After her participation in the fifth season, where she was billed as extremely charismatic and nice, Grazielli Massafera also became a huge celebrity appearing in over 130 magazine covers, posing naked for Playboy magazine, starring in over 13 commercials and winning an important role on TV Globo's 9 o'clock soap opera Páginas da Vida, where she received bad critics. Grazi is now a public and critical acclaim actress, becoming one of the most popular celebrities in the country and was married Cauã Raymond, one of Brazil's most popular and eligible young actors. In 2016, she was nominated for the International Emmy Award for Best Actress.

Íris Stefanelli attracted huge attention during her time in the house and achieved extreme popularity, thanks to her charisma. She became a personality in the country after appearing in the seventh season, She received a big paycheck to pose naked for Playboy. Globo decided not to take into consideration "Siri" (as she was nicknamed in the house) huge popularity and decided not to give her a long-term contract. She was contracted by small RedeTV! to co-host celebrities show TV Fama. Her lucrative deal was highlighted by the media. Íris is still a host on the show after the huge buzz that ensued her participation on the house.

Another contestant, male, Jean Wyllys started his career in politics after participating in the program and was elected federal deputy in 2010, 2014 and 2018.
Thelma Assis became a tv presenter and model, Juliette Freire became a singer, scoring her first EP on pre-saves on Spotify on Brazil .

Game

My Big Brother
A mobile version of Big Brother was released in 2005, called My Big Brother, and reproduced the entire show, in real-time, inside mobile phones. Big Brother Brasil is also on software and is manufactured by Continuum Entertainment and Brasoft Studios.

Big Game BBB
Big Game BBB appeared in the 22nd season of Big Brother Brasil and brought some news, but, in addition to the program itself, this edition also marked the launch of Big Game BBB, a free virtual game by Globo in which reality fans can guess about the dynamics of the week and see who does better in the bets.

Controversy and criticism 
Big Brother Brasil 3 began on January 14, 2003, and was controversial. One of the contestants was the current Miss Brazil, Joseane Oliveira. Rules of the Miss Brazil contest forbid participation of married women but Joseane stated she was single. As a consequence of the exposure during the reality show, some magazines discovered she was married even before winning the beauty contest.

Once the marriage was proven, Joseane was stripped of her crown, and Thaisa Tomsem was crowned Miss Brazil 2002. Also, contestant Dilson Walkarez was not aware of Joseane relationship's status and tried to start a romantic relationship with her during the show. Due to her refusals, he felt unmotivated and left the show voluntarily. Housemate Harry Grossman replaced him at February 26 and became the first housemate not to enter the show on its first day.

During Big Brother Brasil 8, the contestant Juliana Goes fainted during an endurance task where the contestants had to remain perfectly still inside a glass chamber. Newspapers and websites accused the show of being inhumane. However, the show was unaffected by the negative press.

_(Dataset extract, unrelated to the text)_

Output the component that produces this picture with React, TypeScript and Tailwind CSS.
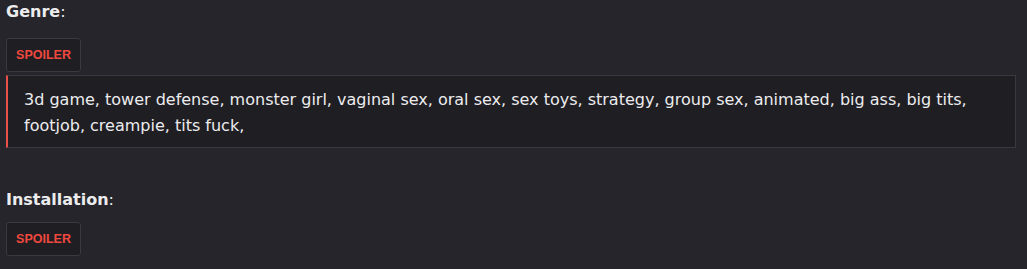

In Big Brother Brasil 10, Marcelo Dourado, a returning contestant from BBB4, was accused of being homophobic but that was ignored and he eventually won his second season.

But the biggest scandal of the show happened on Big Brother Brasil 12 when contestant Daniel Echaniz was accused of raping one of the contestants, Monique Amin. He was expelled during the first week and denied the accusations, which were eventually dropped.

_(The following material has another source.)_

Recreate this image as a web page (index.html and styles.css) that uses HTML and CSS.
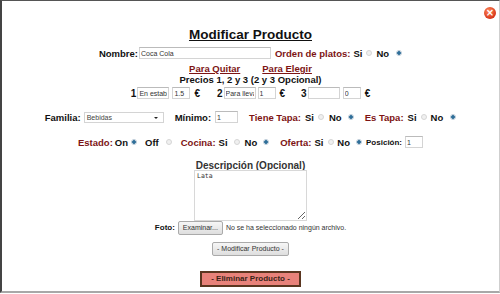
FILE: index.html
```html
<!DOCTYPE html>
<html lang="es">
<head>
  <meta charset="UTF-8" />
  <title>Modificar Producto</title>
  <link rel="stylesheet" href="styles.css">
</head>
<body>
  <div class="dialog">
    <span class="close">&times;</span>

    <h1 class="title">Modificar Producto</h1>

    <!-- nombre y orden -->
    <div class="row r-name">
      <span class="lbl">Nombre:</span>
      <input class="txt w-name" value="Coca Cola">
      <span class="lbl red ml4">Orden de platos:</span>
      <span class="lbl ml3">Si</span>
      <input type="radio" name="orden" class="rad">
      <span class="lbl ml4">No</span>
      <input type="radio" name="orden" class="rad ml7" checked>
    </div>

    <div class="row r-links">
      <a class="lnk" href="#">Para Quitar</a>
      <a class="lnk ml22" href="#">Para Elegir</a>
    </div>

    <div class="row r-precios">
      <span class="lbl">Precios 1, 2 y 3 (2 y 3 Opcional)</span>
    </div>

    <!-- precios -->
    <div class="row r-prices">
      <span class="lbl num">1</span>
      <input class="txt w-pn" value="En establecimiento">
      <input class="txt w-pv ml3" value="1.5">
      <span class="lbl eur">€</span>
      <span class="lbl num ml17">2</span>
      <input class="txt w-pn" value="Para llevar">
      <input class="txt w-pv ml2" value="1">
      <span class="lbl eur">€</span>
      <span class="lbl num ml16">3</span>
      <input class="txt w-pn" value="">
      <input class="txt w-pv ml3" value="0">
      <span class="lbl eur">€</span>
    </div>

    <!-- familia -->
    <div class="row r-fam">
      <span class="lbl">Familia:</span>
      <span class="sel ml3">Bebidas<span class="caret"></span></span>
      <span class="lbl ml11">Mínimo:</span>
      <input class="txt w-min ml4" value="1">
      <span class="lbl red ml11">Tiene Tapa:</span>
      <span class="lbl ml4">Si</span>
      <input type="radio" name="tapa" class="rad">
      <span class="lbl ml5">No</span>
      <input type="radio" name="tapa" class="rad ml6" checked>
      <span class="lbl red ml11">Es Tapa:</span>
      <span class="lbl ml4">Si</span>
      <input type="radio" name="estapa" class="rad">
      <span class="lbl ml4">No</span>
      <input type="radio" name="estapa" class="rad ml7" checked>
    </div>

    <!-- estado -->
    <div class="row r-estado">
      <span class="lbl red">Estado:</span>
      <span class="lbl ml2">On</span>
      <input type="radio" name="estado" class="rad ml3" checked>
      <span class="lbl ml8">Off</span>
      <input type="radio" name="estado" class="rad ml7">
      <span class="lbl red ml9">Cocina:</span>
      <span class="lbl ml3">Si</span>
      <input type="radio" name="cocina" class="rad ml6">
      <span class="lbl ml5">No</span>
      <input type="radio" name="cocina" class="rad ml6" checked>
      <span class="lbl red ml11">Oferta:</span>
      <span class="lbl ml3">Si</span>
      <input type="radio" name="oferta" class="rad ml5">
      <span class="lbl ml3">No</span>
      <input type="radio" name="oferta" class="rad ml6" checked>
      <span class="lbl small ml4">Posición:</span>
      <input class="txt w-pos ml3" value="1">
    </div>

    <div class="row r-desc">
      <span class="lbl gray">Descripción (Opcional)</span>
    </div>
    <div class="row r-area">
      <textarea class="area">Lata</textarea>
    </div>

    <div class="row r-foto">
      <span class="lbl small">Foto:</span>
      <span class="btn ml3">Examinar...</span>
      <span class="file ml3">No se ha seleccionado ningún archivo.</span>
    </div>

    <div class="row r-mod">
      <span class="btn">- Modificar Producto -</span>
    </div>

    <div class="row r-del">
      <span class="del">- Eliminar Producto -</span>
    </div>
  </div>
</body>
</html>
```

FILE: styles.css
```css
body {
  margin: 0;
  background: #ffffff;
  font-family: "Liberation Sans", Arial, sans-serif;
}
.dialog {
  position: relative;
  width: 500px;
  height: 293px;
  box-sizing: border-box;
  border-top: 1px solid #555;
  border-left: 2px solid #444;
  border-right: 1px solid #cfcfcf;
  border-bottom: 2px solid #a8a8a8;
  background: #fff;
}
.close {
  position: absolute;
  top: 6px;
  right: 3px;
  width: 12px;
  height: 12px;
  border-radius: 50%;
  background: radial-gradient(circle at 40% 35%, #ff8a5a, #d8361a 70%);
  color: #fff;
  font: bold 10px/12px "DejaVu Sans", sans-serif;
  text-align: center;
}
.title {
  margin: 25px 0 0;
  height: 17px;
  font-size: 13.5px;
  line-height: 17px;
  font-weight: bold;
  text-align: center;
  text-decoration: underline;
  color: #111;
}
.row {
  display: flex;
  justify-content: center;
  align-items: center;
}
.lbl {
  font-size: 9.5px;
  font-weight: bold;
  color: #111;
  white-space: nowrap;
}
.red { color: #7d1414; }
.gray { color: #333; font-size: 10px; }
.small { font-size: 8px; }
.num { font-size: 10px; margin-right: 1px; }
.eur { margin-left: 4px; font-size: 10px; }

.txt {
  box-sizing: border-box;
  height: 12px;
  padding: 0 1px;
  border: 1px solid #d4d4d4;
  border-top-color: #bbb;
  font: 7px Arial, "Liberation Sans", sans-serif;
  color: #333;
  background: #fff;
  outline: none;
}
.w-name { width: 132px; margin-left: 1px; }
.w-pn { width: 32px; }
.w-pv { width: 18px; }
.w-min { width: 23px; }
.w-pos { width: 18px; }

.rad {
  appearance: none;
  -webkit-appearance: none;
  box-sizing: border-box;
  width: 6px;
  height: 6px;
  margin: 0 0 0 4px;
  border-radius: 50%;
  border: 1px solid #d6d6d6;
  background: #f0f0f0;
}
.rad:checked {
  border-color: #b9c9d6;
  background: radial-gradient(circle, #2f6f99 0 1.6px, #dbe6ee 2px);
}

.lnk {
  font-size: 9.5px;
  font-weight: bold;
  color: #7d1414;
}

.sel {
  position: relative;
  box-sizing: border-box;
  width: 80px;
  height: 11px;
  padding-left: 2px;
  border: 1px solid #d4d4d4;
  font: 7px/9px Arial, "Liberation Sans", sans-serif;
  color: #444;
}
.caret {
  position: absolute;
  right: 5px;
  top: 4px;
  border-left: 2px solid transparent;
  border-right: 2px solid transparent;
  border-top: 2px solid #222;
}

.area {
  box-sizing: border-box;
  width: 113px;
  height: 51px;
  padding: 1px 2px;
  border: 1px solid #d8d8d8;
  font: 6.5px "DejaVu Sans Mono", monospace;
  color: #333;
  resize: both;
}

.btn {
  box-sizing: border-box;
  height: 14px;
  padding: 0 4px;
  border: 1px solid #aaa;
  border-radius: 2px;
  background: linear-gradient(#f6f6f6, #dedede);
  font: 7px/12px Arial, "Liberation Sans", sans-serif;
  color: #333;
}
.file {
  font: 7px Arial, "Liberation Sans", sans-serif;
  color: #333;
}
.del {
  box-sizing: border-box;
  width: 101px;
  height: 16px;
  border: 2px solid #5a3620;
  background: #e8827a;
  font: bold 8px/12px Arial, "Liberation Sans", sans-serif;
  color: #3a2418;
  text-align: center;
}

.ml2 { margin-left: 2px; }
.ml3 { margin-left: 3px; }
.ml4 { margin-left: 4px; }
.ml5 { margin-left: 5px; }
.ml6 { margin-left: 6px; }
.ml7 { margin-left: 7px; }
.ml8 { margin-left: 8px; }
.ml9 { margin-left: 9px; }
.ml11 { margin-left: 11px; }
.ml16 { margin-left: 16px; }
.ml17 { margin-left: 17px; }
.ml22 { margin-left: 22px; }

.r-name { margin-top: 3px; height: 14px; }
.r-links { margin-top: 3px; height: 11px; }
.r-precios { height: 11px; }
.r-prices { margin-top: 1px; height: 14px; }
.r-fam { margin-top: 10px; height: 14px; }
.r-estado { margin-top: 11px; height: 14px; }
.r-desc { margin-top: 11px; height: 10px; }
.r-area { margin-top: 0; }
.r-foto { margin-top: -1px; height: 15px; }
.r-mod { margin-top: 7px; height: 14px; }
.r-del { margin-top: 15px; }
```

In Big Brother Brasil 19, only a few days after the beginning of the show, contestant Vanderson Brito faced rape accusations published online by his former girlfriend. He was expelled after police subpoenaed him for an interview, violating the house rule of having no contact with the outside world. Contestant Hariany Almeida was also expelled, after a party night where she was drunk lead to her pushing another contestant, violating the house rule of no violence. The show also faced considerable criticism as the house divided into two groups, separated by class and race, which lead to considerable racist comments and even police investigations regarding religious intolerance.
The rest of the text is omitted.